Pick out the lines below that include the string "page".

== Provided data ==
>> Begin
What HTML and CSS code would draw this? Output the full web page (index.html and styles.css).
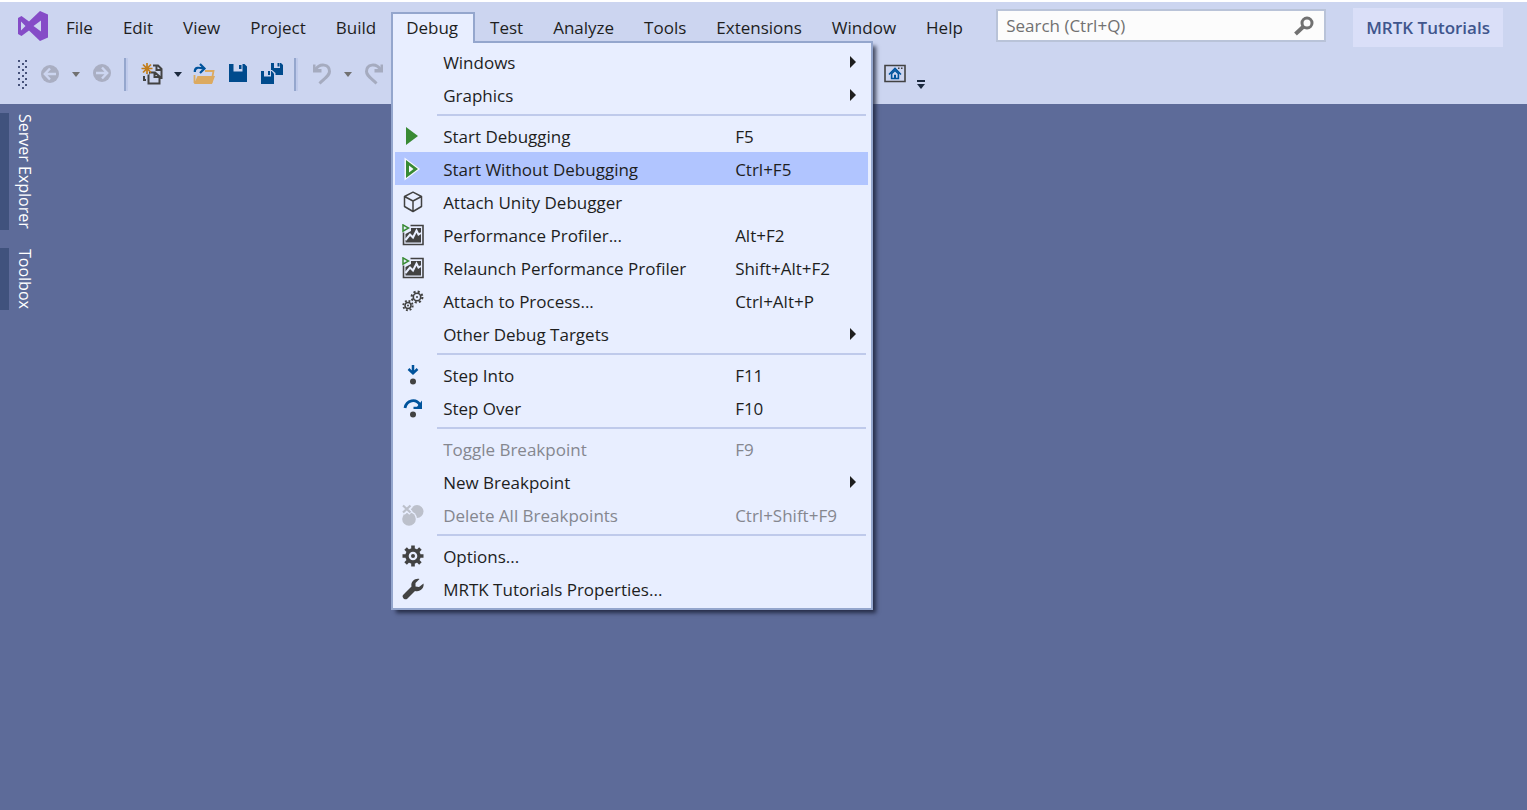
FILE: index.html
```html
<!DOCTYPE html>
<html lang="en">
<head>
<meta charset="utf-8">
<title>MRTK Tutorials</title>
<link rel="stylesheet" href="styles.css">
</head>
<body>
<header class="header">
  <div class="top-row">
    <svg class="logo" viewBox="0 0 30 30" aria-hidden="true"><path fill="#854cc7" fill-rule="evenodd" d="M22 0 30 3.500V26.500L22 30 11 19.500 3.500 25 0 23V7L3.500 5 11 10.500ZM3 10.500V19.500L7.500 15ZM23 9.500 15.500 15 23 20.500Z"/></svg>
    <nav class="menubar" aria-label="Main menu">
      <button class="menu-title">File</button>
      <button class="menu-title">Edit</button>
      <button class="menu-title">View</button>
      <button class="menu-title">Project</button>
      <button class="menu-title">Build</button>
      <div class="menu-host">
        <button class="menu-title open" aria-expanded="true">Debug</button>
        <div class="dropdown" role="menu">
          <button class="item" role="menuitem"><span class="icon"></span><span class="label">Windows</span><kbd></kbd><i class="arrow"></i></button>
          <button class="item" role="menuitem"><span class="icon"></span><span class="label">Graphics</span><kbd></kbd><i class="arrow"></i></button>
          <hr class="rule">
          <button class="item" role="menuitem"><svg class="icon" viewBox="0 0 22 22"><path fill="#388a34" d="M4 2 16 11 4 20Z"/></svg><span class="label">Start Debugging</span><kbd>F5</kbd></button>
          <button class="item selected" role="menuitem"><svg class="icon" viewBox="0 0 22 22"><path fill="#f4f7ff" d="M2.500-.5 18 11 2.500 22.500Z"/><path fill="#388a34" fill-rule="evenodd" d="M4 2 16 11 4 20ZM7 7.500V14.500L11.500 11Z"/></svg><span class="label">Start Without Debugging</span><kbd>Ctrl+F5</kbd></button>
          <button class="item" role="menuitem"><svg class="icon" viewBox="0 0 22 22"><path fill="none" stroke="#424242" stroke-width="1.500" stroke-linejoin="round" d="M11 1.200 19.500 5.500V15.500L11 20.500 2.500 15.500V5.500ZM2.500 5.500 11 10 19.500 5.500M11 10V20.500"/></svg><span class="label">Attach Unity Debugger</span><kbd></kbd></button>
          <button class="item" role="menuitem"><svg class="icon" viewBox="0 0 22 22"><use href="#profiler"/></svg><span class="label">Performance Profiler...</span><kbd>Alt+F2</kbd></button>
          <button class="item" role="menuitem"><svg class="icon" viewBox="0 0 22 22"><use href="#profiler"/></svg><span class="label">Relaunch Performance Profiler</span><kbd>Shift+Alt+F2</kbd></button>
          <button class="item" role="menuitem"><svg class="icon" viewBox="0 0 22 22" fill="none" stroke="#424242"><circle cx="15" cy="7" r="3.700" stroke-width="1.600"/><circle cx="15" cy="7" r="5.400" stroke-width="2.100" stroke-dasharray="2.120 2.120"/><circle cx="15" cy="7" r="1" fill="#424242" stroke="none"/><circle cx="6" cy="15.500" r="3" stroke-width="1.500"/><circle cx="6" cy="15.500" r="4.700" stroke-width="1.900" stroke-dasharray="1.845 1.845"/><circle cx="6" cy="15.500" r="1" fill="#424242" stroke="none"/></svg><span class="label">Attach to Process...</span><kbd>Ctrl+Alt+P</kbd></button>
          <button class="item" role="menuitem"><span class="icon"></span><span class="label">Other Debug Targets</span><kbd></kbd><i class="arrow"></i></button>
          <hr class="rule">
          <button class="item" role="menuitem"><svg class="icon" viewBox="0 0 22 22"><path fill="none" stroke="#00539c" stroke-width="2.500" d="M11 1V9M6.500 5 11 9.300 15.500 5"/><circle cx="11" cy="17.500" r="3" fill="#424242"/></svg><span class="label">Step Into</span><kbd>F11</kbd></button>
          <button class="item" role="menuitem"><svg class="icon" viewBox="0 0 22 22"><path fill="none" stroke="#00539c" stroke-width="2.800" d="M3 11C4.500 3 14 1 18 8"/><path fill="#00539c" d="M20 3.500V12H11.500V9.800H15L18 6Z"/><circle cx="11" cy="17.500" r="3" fill="#424242"/></svg><span class="label">Step Over</span><kbd>F10</kbd></button>
          <hr class="rule">
          <button class="item" role="menuitem" disabled><span class="icon"></span><span class="label">Toggle Breakpoint</span><kbd>F9</kbd></button>
          <button class="item" role="menuitem"><span class="icon"></span><span class="label">New Breakpoint</span><kbd></kbd><i class="arrow"></i></button>
          <button class="item" role="menuitem" disabled><svg class="icon" viewBox="0 0 22 22"><circle cx="15" cy="7.500" r="6.500" fill="#bcc0cb"/><circle cx="7" cy="15" r="8" fill="#e8eeff"/><circle cx="7" cy="15" r="6.800" fill="#bcc0cb"/><path stroke="#e8eeff" stroke-width="5" d="M1 1.500 9 9M9 1.500 1 9"/><path stroke="#bcc0cb" stroke-width="2.200" d="M1 1.500 8.500 8.500M8.500 1.500 1 8.500"/></svg><span class="label">Delete All Breakpoints</span><kbd>Ctrl+Shift+F9</kbd></button>
          <hr class="rule">
          <button class="item" role="menuitem"><svg class="icon" viewBox="0 0 22 22"><g fill="none" stroke="#424242"><circle cx="11" cy="11" r="6" stroke-width="3.400"/><g stroke-width="3.600"><path d="M11 .5V5M11 17V21.500M.5 11H5M17 11H21.500M3.600 3.600 6.500 6.500M15.500 15.500 18.400 18.400M3.600 18.400 6.500 15.500M15.500 6.500 18.400 3.600"/></g></g><circle cx="11" cy="11" r="2" fill="#424242"/></svg><span class="label">Options...</span><kbd></kbd></button>
          <button class="item" role="menuitem"><svg class="icon" viewBox="0 0 22 22"><path fill="#424242" d="M17.500 1C13 0 8.500 3.500 9.500 8.500L1 17C-.5 19 2.500 22.500 5 21L13 13C18 14.500 22.500 10 21.500 5.500L17 9 13.500 8.500 13.500 5Z"/></svg><span class="label">MRTK Tutorials Properties...</span><kbd></kbd></button>
        </div>
      </div>
      <button class="menu-title">Test</button>
      <button class="menu-title">Analyze</button>
      <button class="menu-title">Tools</button>
      <button class="menu-title">Extensions</button>
      <button class="menu-title">Window</button>
      <button class="menu-title">Help</button>
    </nav>
    <label class="search">
      <input class="search-input" type="text" placeholder="Search (Ctrl+Q)" aria-label="Search">
      <svg class="search-icon" viewBox="0 0 20 20" aria-hidden="true"><circle cx="13" cy="7" r="5" fill="none" stroke="#717171" stroke-width="3"/><path stroke="#717171" stroke-width="4" d="M9.500 10.500 1.500 18"/></svg>
    </label>
    <span class="solution">MRTK Tutorials</span>
  </div>
  <div class="toolbar" role="toolbar" aria-label="Standard">
    <span class="grip"></span>
    <button class="tool" aria-label="Back" disabled><svg viewBox="0 0 22 22"><circle cx="11" cy="11" r="9" fill="#a9aec2"/><path fill="none" stroke="#ccd5f0" stroke-width="2.400" d="M17 11H6.500M11 5.500 5.800 11 11 16.500"/></svg></button>
    <button class="caret dim" aria-label="Back history"></button>
    <button class="tool" aria-label="Forward" disabled><svg viewBox="0 0 22 22"><circle cx="11" cy="10" r="9" fill="#a9aec2"/><path fill="none" stroke="#ccd5f0" stroke-width="2.400" d="M5 10H15.500M11 4.500 16.200 10 11 15.500"/></svg></button>
    <span class="divider"></span>
    <button class="tool" aria-label="New project"><svg viewBox="0 0 22 22"><path fill="none" stroke="#424242" stroke-width="2" d="M12 2.500H17L20.500 6V16M15.500 3V7H20M7.500 9.500H14L18.500 13.500V20.500H7.500ZM13.500 10V14H18M5 17H3V13"/><path stroke="#ccd5f0" stroke-width="4" d="M6 0V11.500M.5 5.500H12"/><path stroke="#c27d1a" stroke-width="1.700" d="M6 0V11M.5 5.500H11.500M2 1.500 10 9.500M10 1.500 2 9.500"/></svg></button>
    <button class="caret" aria-label="New project options"></button>
    <button class="tool" aria-label="Open file"><svg viewBox="0 0 22 22"><path fill="none" stroke="#dcaa60" stroke-width="1.800" d="M1.500 12V19H18.500L20.500 8H12"/><path fill="#dcaa60" d="M4.500 13H22L19 21H1Z"/><path fill="none" stroke="#00539c" stroke-width="2.200" d="M1.800 9C1.500 3.500 6 4.500 11 5.500M7 1 11.500 5.500 7 10"/></svg></button>
    <button class="tool" aria-label="Save"><svg viewBox="0 0 22 22"><path fill="#004b8d" fill-rule="evenodd" d="M2 1H17.500L20 3.500V19H2ZM6.500 1V8.500H15.500V1ZM12 2H14.500V6H12Z"/></svg></button>
    <button class="tool" aria-label="Save all"><svg viewBox="0 0 22 22"><path fill="#004b8d" d="M10 0H20L22 2V12H10Z"/><path fill="#ccd5f0" d="M13 0H19V5H13Z"/><path fill="#004b8d" d="M16.500 0H18.500V3.500H16.500Z"/><path fill="#ccd5f0" d="M-1 7H11L14.500 10V22H-1Z"/><path fill="#004b8d" d="M0 8H10.500L13 10.500V21H0Z"/><path fill="#ccd5f0" d="M3 8H10V13.500H3Z"/><path fill="#004b8d" d="M7 8H9V12H7Z"/></svg></button>
    <span class="divider"></span>
    <button class="tool" aria-label="Undo" disabled><svg viewBox="0 0 22 22"><use href="#undo"/></svg></button>
    <button class="caret dim" aria-label="Undo history"></button>
    <button class="tool" aria-label="Redo" disabled><svg viewBox="0 0 22 22"><use href="#undo" transform="translate(22 0) scale(-1 1)"/></svg></button>
    <span class="toolbar-rest"></span>
    <button class="tool" aria-label="Start page"><svg viewBox="0 0 22 22"><path fill="none" stroke="#424242" stroke-width="1.600" d="M1 2.500H21V18.500H1Z"/><path fill="none" stroke="#00539c" stroke-width="1.600" d="M5 11.500 11 5.500 17 11.500"/><path fill="#00539c" fill-rule="evenodd" d="M6.800 10.500 11 6.500 15.200 10.500V16.300H6.800ZM8.400 11V14.800H10V11.800H12V14.800H13.600V11L11 8.500Z"/><path fill="#424242" d="M14 4.500H15.500V6H14ZM17 4.500H18.500V6H17Z"/></svg></button>
    <button class="caret overflow" aria-label="Toolbar options"></button>
  </div>
</header>
<main class="workspace">
  <nav class="side-tabs" aria-label="Tool windows">
    <button class="side-tab">Server Explorer</button>
    <button class="side-tab">Toolbox</button>
  </nav>
</main>
<svg class="symbols" aria-hidden="true">
  <symbol id="profiler" viewBox="0 0 22 22"><path fill="none" stroke="#424242" stroke-width="1.600" d="M8.500 1.500H21V20.500H1.500V8.500"/><path fill="#424242" d="M3.500 18.500V10L9 7V4H19V18.500Z"/><path fill="none" stroke="#e8eeff" stroke-width="2" d="M3.500 16 8 10.500 11 13.500 14.500 6.500 16.500 10.500 19 9"/><path fill="#e8eeff" stroke="#388a34" stroke-width="1.500" d="M1 .8 6.500 4 1 7.200Z"/></symbol>
  <symbol id="undo" viewBox="0 0 22 22"><path fill="none" stroke="#a5abbf" stroke-width="3" d="M4 7C9-.5 18.500 1 18.500 8.500 18.500 12 16 13.500 8.500 20.500"/><path fill="#a5abbf" d="M2 1.500H4.500V6H10.500V9.500H2Z"/></symbol>
</svg>
</body>
</html>
```
FILE: styles.css
```css
* { box-sizing: border-box; }

body {
  margin: 0;
  min-height: 100vh;
  display: flex;
  flex-direction: column;
  background: #5d6b99;
  color: #1e1e1e;
  font-family: "Segoe UI", "Open Sans", "Noto Sans", sans-serif;
  font-size: 17px;
  line-height: 24px;
}

button {
  margin: 0;
  padding: 0;
  border: 0;
  background: none;
  color: inherit;
  font: inherit;
}

.header {
  border-top: 2px solid #fff;
  background: #ccd5f0;
  height: 104px;
}

.top-row {
  display: flex;
  align-items: flex-start;
  padding: 6px 24px 0 18px;
}

.logo {
  width: 30px;
  height: 30px;
  margin: 3px 3px 0 0;
}

.menubar {
  display: flex;
  padding-top: 4px;
}

.menu-title {
  display: block;
  height: 31px;
  padding: 0 15px;
  white-space: nowrap;
}

.menu-host { position: relative; }

.menu-title.open {
  position: relative;
  z-index: 2;
  padding: 0 15px 2px 13px;
  border: 2px solid #94a6cd;
  border-bottom: 0;
  background: #e8eeff;
}

.dropdown {
  position: absolute;
  z-index: 1;
  top: 29px;
  left: 0;
  width: 482px;
  padding: 2px 3px 3px 2px;
  border: 2px solid #94a6cd;
  background: #e8eeff;
  box-shadow: 4px 4px 4px -1px rgba(20, 25, 45, 0.75);
}

.item {
  display: grid;
  grid-template-columns: 22px 266px 1fr 6px;
  align-items: center;
  width: 100%;
  height: 33px;
  padding: 0 12px 0 7px;
  text-align: left;
  white-space: nowrap;
}

.label { padding: 2px 0 0 19px; }
.item kbd { padding: 2px 0 0 45px; font: inherit; }
.item:disabled { color: #85878f; }
.selected { background: #b1c5ff; }

.icon {
  width: 22px;
  height: 22px;
  overflow: visible;
}

.arrow {
  border: 6px solid transparent;
  border-left-color: #1e1e1e;
  border-right: 0;
}

.rule {
  height: 2px;
  margin: 3px 2px 3px 42px;
  border: 0;
  background: #bfcaeb;
}

.search {
  display: flex;
  align-items: center;
  flex: 0 1 330px;
  height: 33px;
  margin: 1px 27px 0 auto;
  padding-right: 10px;
  border: 2px solid #b9c3d8;
  background: #fcfcfc;
}

.search-input {
  flex: 1;
  min-width: 0;
  padding: 1px 8px 0;
  border: 0;
  outline: 0;
  background: none;
  font: inherit;
}

.search-input::placeholder { color: #717171; opacity: 1; }
.search-icon { width: 20px; height: 20px; }

.solution {
  padding: 8px 13px 7px;
  background: #dadff8;
  color: #40568d;
  font-weight: 600;
  white-space: nowrap;
}

.toolbar {
  display: flex;
  align-items: center;
  height: 34px;
  margin-top: 10px;
  padding-left: 18px;
}

.grip {
  width: 9px;
  height: 29px;
  margin-right: 6px;
  background:
    radial-gradient(circle at 1px 1px, #46527a 1px, transparent 1px) 0 0 / 7px 6px,
    radial-gradient(circle at 1px 1px, #46527a 1px, transparent 1px) 4px 3px / 7px 6px;
}

.tool {
  display: grid;
  place-items: center;
  flex: none;
  width: 34px;
  height: 30px;
}

.tool svg { width: 22px; height: 22px; overflow: visible; }

.caret {
  display: grid;
  place-items: center;
  flex: none;
  width: 18px;
  height: 30px;
}

.caret::after {
  content: "";
  border: 4px solid transparent;
  border-top: 5px solid #1b293e;
  border-bottom: 0;
}

.dim::after { border-top-color: #717171; }

.overflow { align-content: end; gap: 2px; }

.overflow::before {
  content: "";
  width: 8px;
  height: 2px;
  background: #1b293e;
}

.divider {
  width: 4px;
  height: 33px;
  margin: 0 7px 0 5px;
  border-left: 2px solid #94a6cd;
  border-right: 2px solid #bfcaeb;
}

.toolbar-rest { flex: 0 1 487px; }

.workspace { flex: 1; padding-top: 9px; }

.side-tabs {
  display: flex;
  flex-direction: column;
  align-items: flex-start;
  gap: 18px;
}

.side-tab {
  padding: 1px 0;
  border-left: 9px solid #40527d;
  color: #fff;
  font-size: 16px;
  writing-mode: vertical-rl;
  line-height: 32px;
}

.symbols { position: absolute; width: 0; height: 0; }
```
>> End
== Answer ==
What HTML and CSS code would draw this? Output the full web page (index.html and styles.css).
    <button class="tool" aria-label="Start page"><svg viewBox="0 0 22 22"><path fill="none" stroke="#424242" stroke-width="1.600" d="M1 2.500H21V18.500H1Z"/><path fill="none" stroke="#00539c" stroke-width="1.600" d="M5 11.500 11 5.500 17 11.500"/><path fill="#00539c" fill-rule="evenodd" d="M6.800 10.500 11 6.500 15.200 10.500V16.300H6.800ZM8.400 11V14.800H10V11.800H12V14.800H13.600V11L11 8.500Z"/><path fill="#424242" d="M14 4.500H15.500V6H14ZM17 4.500H18.500V6H17Z"/></svg></button>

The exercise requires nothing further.